For its part, Taiwan will allow mainlanders to run businesses like cargo transport, beauty shops, and morgues, and build dock facilities on the island, it said.

The market-opening moves will allow each side to further develop its service industry, benefited by an influx of capital and talents from the other side, Taiwan's top negotiator Lin Join-san said.

Taiwan and China split amid civil war in 1949. But trade and cultural exchanges have boomed amid an easing of tensions in recent years.

The two signed a partial free trade agreement in 2010 that cut tariffs on hundreds of industrial goods, and another pact in 2012 to allow banks to set up branches in each other's territory.

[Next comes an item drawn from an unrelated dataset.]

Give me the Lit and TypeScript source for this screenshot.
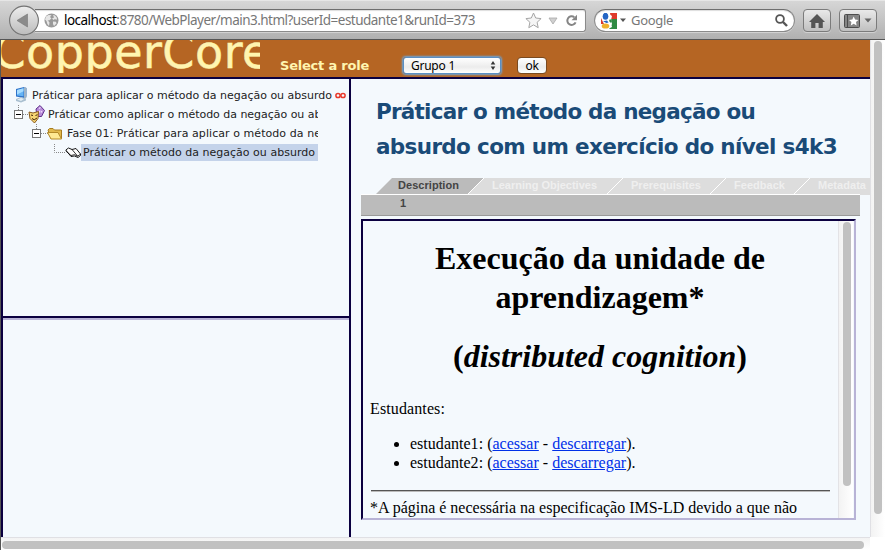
import { LitElement, html, css, svg } from "lit";
import { customElement, property } from "lit/decorators.js";

/** A single line of text whose tracking is adjusted to fill the given width. */
@customElement("fit-text")
class FitText extends LitElement {
  @property({ type: Number }) width = 0;
  static styles = css`
    :host { display: inline-block; white-space: nowrap; flex: none; text-align: left; }
    .run { display: inline-block; }
  `;
  render() {
    return html`<span class="run"><slot></slot></span>`;
  }
  firstUpdated() {
    const run = this.renderRoot.querySelector(".run") as HTMLElement;
    const count = (this.textContent || "").length;
    const natural = run.getBoundingClientRect().width;
    if (natural > 0 && count > 1) {
      this.style.letterSpacing = `${(this.width - natural) / count}px`;
    }
  }
}

@customElement("browser-toolbar")
class BrowserToolbar extends LitElement {
  static styles = css`
    :host {
      display: flex; align-items: flex-start; box-sizing: border-box; height: 40px; padding: 5px 0 0 9px;
      background: linear-gradient(#d6d6d6, #c6c6c6 45%, #b0b0b0);
      border-top: 1px solid #e6e6e6; border-bottom: 1px solid #555;
      font: 13px/20px "Noto Sans", sans-serif; color: #777;
    }
    svg { display: block; flex: none; }
    .back { position: relative; margin-top: -1px; }
    .field {
      box-sizing: border-box; height: 23px; margin-top: 3px; display: flex; align-items: center;
      background: #fff; border: 1px solid #8a8a8a; border-top-color: #6e6e6e;
      box-shadow: inset 0 1px 1px #ddd, 0 1px 0 #d2d2d2;
    }
    .url { width: 551px; margin-left: -5px; border-left: 0; border-radius: 0 3px 3px 0; padding-left: 9px; }
    .url fit-text { margin-left: 5px; width: 411px; font-size: 13.5px; margin-top: -1px; }
    .host { color: #000; }
    .star { margin-left: 50px; }
    .drop { margin-left: 6px; }
    .reload { margin-left: 7px; }
    .search { width: 201px; margin-left: 8px; border-radius: 12px; padding-left: 6px; }
    .search .arrow { margin-left: 2px; }
    .search fit-text { margin-left: 4px; width: 42px; margin-top: -1px; }
    .lens { margin-left: 102px; }
    .button {
      box-sizing: border-box; height: 23px; margin-top: 3px; border: 1px solid #7b7b7b; border-radius: 4px;
      background: linear-gradient(#e9e9e9, #c0c0c0); display: flex; align-items: center; justify-content: center;
      box-shadow: 0 1px 0 #d2d2d2;
    }
    .home { width: 28px; margin-left: 8px; }
    .marks { width: 38px; margin-left: 8px; gap: 4px; }
  `;
  render() {
    return html`
      <svg class="back" width="31" height="31" viewBox="0 0 31 31">
        <defs><linearGradient id="b" x2="0" y2="1"><stop stop-color="#ededed" /><stop offset="1" stop-color="#bcbcbc" /></linearGradient></defs>
        <circle cx="15" cy="15.5" r="14.4" fill="url(#b)" stroke="#737373" stroke-width="1.1" />
        <path d="M8 15.5 18.5 9v13z" fill="#8b8b8b" stroke="#777" stroke-width=".6" />
      </svg>
      <div class="field url">
        <svg width="15" height="15" viewBox="0 0 15 15">
          <circle cx="7.5" cy="7.5" r="7" fill="#999" />
          <path d="M2 3.5 4.5 2l3 .3L6 4l1.5 1.5L5 7.5 3.5 7 5.5 9.5 5 13 3.3 11 2.5 8 1 6.5zM9 2l2 .5 2 2.5-.5 2L11 6 9.5 7 8 5.5l2-1zM9 8.500l3 .3.5 1.700L10 13 9 11z" fill="#e6e6e6" />
        </svg>
        <fit-text width="411"><span class="host">localhost</span>:8780/WebPlayer/main3.html?userId=estudante1&amp;runId=373</fit-text>
        <svg class="star" width="17" height="17" viewBox="0 0 17 17">
          <path d="M8.5 1 10.7 6l5.4.6-4 3.700 1.100 5.400-4.700-2.800-4.700 2.800 1.100-5.400-4-3.700L6.300 6z" fill="#f5f5f5" stroke="#a5a5a5" />
        </svg>
        <svg class="drop" width="10" height="8" viewBox="0 0 10 8"><path d="M1 1h8L5 7z" fill="#d0d0d0" stroke="#a8a8a8" stroke-width=".8" /></svg>
        <svg class="reload" width="13" height="13" viewBox="0 0 13 13">
          <path d="M9.300 3.200A4.300 4.300 0 1 0 10.600 8.300" fill="none" stroke="#858585" stroke-width="2" />
          <path d="M12 .8V6.300H6.500z" fill="#858585" />
        </svg>
      </div>
      <div class="field search">
        <svg width="16" height="16" viewBox="0 0 16 16">
          <rect width="16" height="16" rx="1" fill="#fff" />
          <path d="M9 0h7v6H10z" fill="#de3a2b" /><path d="M10 6h6v10H8l3-5z" fill="#2f8a43" />
          <path d="M0 5v6h3z" fill="#d63b2c" />
          <path d="M8 1l3 2-1 4-3 1 3 2 1 4-4 2z" fill="#fff" />
          <path d="M9 6l2 2-1 2-2-2z" fill="#2f8a43" />
          <ellipse cx="4.500" cy="3.300" rx="2.800" ry="3.500" fill="#2465c4" /><ellipse cx="4.500" cy="13" rx="3.800" ry="2.600" fill="#eeb12c" />
          <path d="M2 8.300 6 7.500l1.500 2-2 .5z" fill="#2465c4" />
        </svg>
        <svg class="arrow" width="8" height="5" viewBox="0 0 8 5"><path d="M1 .5h6L4 4z" fill="#555" /></svg>
        <fit-text width="42">Google</fit-text>
        <svg class="lens" width="13" height="13" viewBox="0 0 13 13">
          <circle cx="5" cy="5" r="3.900" fill="none" stroke="#555" stroke-width="1.800" /><path d="m8 8 4 4" stroke="#555" stroke-width="2.400" />
        </svg>
      </div>
      <div class="button home">
        <svg width="16" height="14" viewBox="0 0 16 14"><path d="M8 0 16 8h-2.200v6H9.600V9H6.400v5H2.200V8H0z" fill="#555" /></svg>
      </div>
      <div class="button marks">
        <svg width="16" height="14" viewBox="0 0 16 14">
          <rect x=".5" y=".5" width="15" height="13" rx="1" fill="#858585" stroke="#4c4c4c" /><path d="M3.500 1v12" stroke="#4c4c4c" />
          <path d="m9.700 2.500 1.400 3 3.300.4-2.400 2.200.6 3.300-2.900-1.600-2.900 1.600.6-3.300L5 5.900l3.300-.4z" fill="#fff" />
        </svg>
        <svg width="8" height="5" viewBox="0 0 8 5"><path d="M.5.500h7L4 4.500z" fill="#666" /></svg>
      </div>`;
  }
}

const computer = svg`<path d="M2 2 10 0l2.500 1v8.500L10 11l-8-1.500z" fill="#2f73c9"/><path d="M3 3 9.500 1.300v8L3 8.500z" fill="#65b4f5"/><path d="M3 3 9.500 1.300v3L3 7.500z" fill="#a6dcff"/><path d="M10 0l2.500 1v9.500L10 12.500z" fill="#9fb4c6"/><path d="M2 12 7 10l5 1.500v2L7 15.500 2 14z" fill="#a9bfd0"/><path d="m3 12.500 4-1.500 3 1-3 2z" fill="#e2edf3"/>`;
const masks = svg`<path d="M8 3.500 12 0l4.500 5-3 6H9z" fill="#b78bd8" stroke="#60308c"/><path d="m11 3 1.500-1M14 5.500l-1 1.500M12 5l-1 2" stroke="#f2dcff" stroke-width="1.300"/><path d="M1 6.500 5 7.500l5.500-1.500-.5 7L6.500 17.500 2 13z" fill="#f7d774" stroke="#8a5a1b"/><path d="m3 9.500 2 .5M7.500 10l2-.8M4 13l2.200 1.300L9 12.500" fill="none" stroke="#442408"/>`;
const folder = svg`<path d="M1 3.500 2.500 2H6l1.500 1.500H14.500V12H4z" fill="#e2b94c" stroke="#a87d20"/><path d="M.5 6H11l3.500 6.500H4z" fill="#ffe993" stroke="#b48a29"/>`;
const book = svg`<path d="M.8 4.500 3.500 2.500 7 4l4-1 4.500 5.500v1.500L13 12 9.500 10.500 6 11z" fill="#fff" stroke="#000" stroke-width=".9"/><path d="m7 4 5.500 6.500M.8 5.500 6 10l3.500-.8 3 1.500 3-2" fill="none" stroke="#000" stroke-width=".8"/>`;

@customElement("activity-tree")
class ActivityTree extends LitElement {
  static styles = css`
    :host { display: block; width: 346px; padding-top: 7px; font: 11px/19px Verdana, "DejaVu Sans", sans-serif; color: #222; }
    .row { display: flex; align-items: center; height: 19px; width: 343px; }
    .row.clip { width: 315px; overflow: hidden; }
    svg { flex: none; display: block; }
    .r1 { padding-left: 11px; box-sizing: border-box; }
    .r1 .label { margin-left: 3px; }
    .r2, .r3, .r4 { box-sizing: border-box; }
    .label { display: block; flex: none; height: 19px; }
    .inf { margin-left: 3px; }
    .sel { background: #c4d3ea; height: 17px; line-height: 18px; width: 237px; padding-left: 2px; box-sizing: border-box; }
  `;
  render() {
    const box = (x: number) => svg`<path d="M${x + 9} 9.500h7" stroke="#888" stroke-dasharray="1 1"/><rect x="${x + 0.5}" y="5.500" width="8" height="8" fill="#fff" stroke="#777"/><path d="M${x + 2} 9.500h5" stroke="#000"/>`;
    return html`
      <div class="row r1">
        <svg width="15" height="19" viewBox="0 0 15 19"><g transform="translate(0 1)">${computer}</g></svg>
        <fit-text class="label" width="300">Práticar para aplicar o método da negação ou absurdo</fit-text>
        <svg class="inf" width="11" height="7" viewBox="0 0 11 7"><g fill="none" stroke="#e8392b" stroke-width="1.500"><circle cx="3" cy="3.500" r="2.100" /><circle cx="8" cy="3.500" r="2.100" /></g></svg>
      </div>
      <div class="row clip r2">
        <svg width="45" height="19" viewBox="0 0 45 19"><path d="M15.500 0v5" stroke="#888" stroke-dasharray="1 1" />${box(11)}<g transform="translate(25 .5)">${masks}</g></svg>
        <fit-text class="label" width="304">Práticar como aplicar o método da negação ou absurdo</fit-text>
      </div>
      <div class="row clip r3">
        <svg width="64" height="19" viewBox="0 0 64 19"><path d="M33.500 0v5" stroke="#888" stroke-dasharray="1 1" />${box(29)}<g transform="translate(44 2.500)">${folder}</g></svg>
        <fit-text class="label" width="254">Fase 01: Práticar para aplicar o método da ne</fit-text>
      </div>
      <div class="row clip r4">
        <svg width="78" height="19" viewBox="0 0 78 19"><path d="M51.500 1v8.500H62" fill="none" stroke="#888" stroke-dasharray="1 1" /><g transform="translate(62 2.500)">${book}</g></svg>
        <div class="sel"><fit-text width="232">Práticar o método da negação ou absurdo</fit-text></div>
      </div>`;
  }
}

@customElement("unit-page")
class UnitPage extends LitElement {
  static styles = css`
    :host {
      display: flex; box-sizing: border-box; width: 495px; height: 301px; overflow: hidden;
      border: 2px solid #0b0040; border-right-color: #b8b3d6; border-bottom-color: #b8b3d6;
      font: 16px/18px "Liberation Serif", serif; color: #000;
    }
    .body { width: 460px; padding: 18px 8px 0 7px; flex: none; }
    h1 { margin: 0 0 20px; font-size: 32px; line-height: 39px; text-align: center; }
    h1 fit-text { height: 39px; display: block; margin: 0 auto; width: max-content; }
    .p { height: 18px; margin-top: 24px; display: block; }
    ul { margin: 16px 0 0; padding-left: 40px; line-height: 19px; }
    li { height: 19px; }
    a { color: #0030e8; text-decoration: underline; }
    hr { margin: 18px 0 7px 1px; border: 0; border-top: 1px solid #555; border-bottom: 1px solid #bbb; }
    .track { width: 14px; border-left: 1px solid #e3e3e6; background: linear-gradient(90deg, #f3f3f3, #fff); display: flex; justify-content: center; padding-top: 1px; }
    .thumb { width: 8px; height: 264px; border-radius: 4px; background: #c1c1c1; margin-left: 1px; }
  `;
  render() {
    return html`
      <div class="body">
        <h1><fit-text width="330">Execução da unidade de</fit-text><fit-text width="209">aprendizagem*</fit-text></h1>
        <h1><fit-text width="294">(<i>distributed cognition</i>)</fit-text></h1>
        <fit-text class="p" width="75">Estudantes:</fit-text>
        <ul>
          ${["estudante1", "estudante2"].map(
            (s) => html`<li><fit-text width="225.5">${s}: (<a>acessar</a> - <a>descarregar</a>).</fit-text></li>`
          )}
        </ul>
        <hr />
        <fit-text width="427">*A página é necessária na especificação IMS-LD devido a que não</fit-text>
      </div>
      <div class="track"><div class="thumb"></div></div>`;
  }
}

@customElement("app-root")
class AppRoot extends LitElement {
  static styles = css`
    :host { display: block; width: 885px; height: 550px; overflow: hidden; background: #fff; }
    .main { display: grid; grid-template-columns: 869px 15px; grid-template-rows: 497px 13px; border-left: 1px solid #555; }
    .page { background: #f4f9fd; overflow: hidden; }
    .banner { height: 37px; background: #b56523; display: flex; overflow: hidden; font-family: Verdana, "DejaVu Sans", sans-serif; }
    .logo {
      width: 259px; height: 33px; overflow: hidden; font: 46px/54px Verdana, "DejaVu Sans", sans-serif;
      letter-spacing: .5px; color: #fff5b0; -webkit-text-stroke: .5px #fff5b0; text-indent: -7.5px; white-space: nowrap;
    }
    .logo span { display: block; margin-top: -15px; }
    .role { margin: 16px 0 0 20px; font-size: 13px; line-height: 20px; font-weight: bold; color: #fff5b0; width: 89px; }
    .select {
      box-sizing: border-box; margin: 17px 0 0 34px; width: 98px; height: 17px; border: 1px solid #5a8fc4; border-radius: 3px;
      box-shadow: 0 0 2px 1px #6aa6dc; background: linear-gradient(#fff, #ececec 60%, #fff); color: #000;
      display: flex; align-items: center; justify-content: space-between; padding: 0 4px 0 7px; font: 12px/15px "Noto Sans", sans-serif;
    }
    .ok {
      box-sizing: border-box; margin: 17px 0 0 16px; width: 30px; height: 17px; border: 1px solid #7a4a20; border-radius: 4px;
      background: linear-gradient(#fff, #ececec 60%, #fff); color: #000; text-align: center; font: 12px/15px "Noto Sans", sans-serif;
    }
    .columns { display: flex; border-top: 2px solid #0b0040; height: 458px; }
    .left { box-sizing: border-box; width: 350px; border: solid #0b0040; border-width: 0 2px; }
    .top { height: 237px; border-bottom: 2px solid #0b0040; }
    .bottom { border-top: 2px solid #b8b3d6; }
    .right { width: 519px; padding-left: 10px; box-sizing: border-box; }
    h2 { margin: 15px 0 0 15px; font: bold 21.5px/35px Verdana, "DejaVu Sans", sans-serif; color: #1a4b78; height: 84px; }
    h2 fit-text { display: block; height: 35px; }
    .tabs { display: grid; width: 509px; height: 17px; font: bold 11px/15px "Liberation Sans", sans-serif; color: #efefef; }
    .tabs > * { grid-area: 1 / 1; }
    .shape { display: block; }
    .names { display: flex; padding-left: 37px; }
    .names .on { color: #444; margin-right: 33px; }
    .n2 { margin-right: 34px; } .n3 { margin-right: 33px; } .n4 { margin-right: 33px; }
    .bar { box-sizing: border-box; width: 499px; height: 21px; background: #bbb; border-bottom: 1px solid #999; padding-left: 39px; font: bold 11px/17px "Liberation Sans", sans-serif; color: #444; margin-bottom: 3px; }
    .vtrack { border-left: 1px solid #e0e0e4; background: linear-gradient(90deg, #f3f3f3, #fff); padding: 1px 0 0 3px; }
    .vthumb { width: 8px; height: 473px; border-radius: 4px; background: #c1c1c1; }
    .htrack { border-top: 1px solid #e0e0e4; background: linear-gradient(#f3f3f3, #fff); padding: 3px 0 0 1px; height: 9px; }
    .hthumb { width: 862px; height: 8px; border-radius: 4px; background: #c1c1c1; }
  `;
  render() {
    return html`
      <browser-toolbar></browser-toolbar>
      <div class="main">
        <div class="page">
          <div class="banner">
            <div class="logo"><span>CopperCore</span></div>
            <fit-text class="role" width="89">Select a role</fit-text>
            <div class="select"><fit-text width="44">Grupo 1</fit-text>
              <svg width="6" height="9" viewBox="0 0 6 9"><path d="M3 0l2.300 3.400H.7zM3 9 .7 5.600h4.600z" fill="#333" /></svg>
            </div>
            <div class="ok"><fit-text width="13">ok</fit-text></div>
          </div>
          <div class="columns">
            <div class="left">
              <div class="top"><activity-tree></activity-tree></div>
              <div class="bottom"></div>
            </div>
            <div class="right">
              <h2><fit-text width="379">Práticar o método da negação ou</fit-text><fit-text width="461">absurdo com um exercício do nível s4k3</fit-text></h2>
              <div class="tabs">
                <svg class="shape" width="509" height="17" viewBox="0 0 509 17">
                  <path d="M107 16 123 0H509V17H499V16z" fill="#ddd" /><path d="M15 16 31 0H123L107 16z" fill="#bbb" />
                  <path d="M0 16.500H499M107 16 123 0M246 16 262 0M349 16 365 0M433 16 449 0" stroke="#fff" />
                </svg>
                <div class="names">
                  <fit-text class="on" width="61">Description</fit-text>
                  <fit-text class="n2" width="105">Learning Objectives</fit-text>
                  <fit-text class="n3" width="70">Prerequisites</fit-text>
                  <fit-text class="n4" width="51">Feedback</fit-text>
                  <fit-text width="48">Metadata</fit-text>
                </div>
              </div>
              <div class="bar">1</div>
              <unit-page></unit-page>
            </div>
          </div>
        </div>
        <div class="vtrack"><div class="vthumb"></div></div>
        <div class="htrack"><div class="hthumb"></div></div>
      </div>`;
  }
}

Most noted in the new pact is China's partial opening of its lucrative online shopping business to Taiwanese companies.

China will continue to block Taiwanese online shopping sites on the mainland as it does to other foreign sites. But it will allow Taiwanese to set up shopping sites in the southern Chinese Fujian Province with mainland partners, allowing the Taiwanese to own up to a 55 percent equity share.

For years, Taobao Marketplace, China's equivalent to eBay, has attracted numerous Taiwanese consumers.

Taiwanese have invested more than $150 billion in the mainland — much in high-tech assembly line production. Taiwan has only approved $7 billion of mainland investments on the island since a longstanding investment ban was eased in 2009.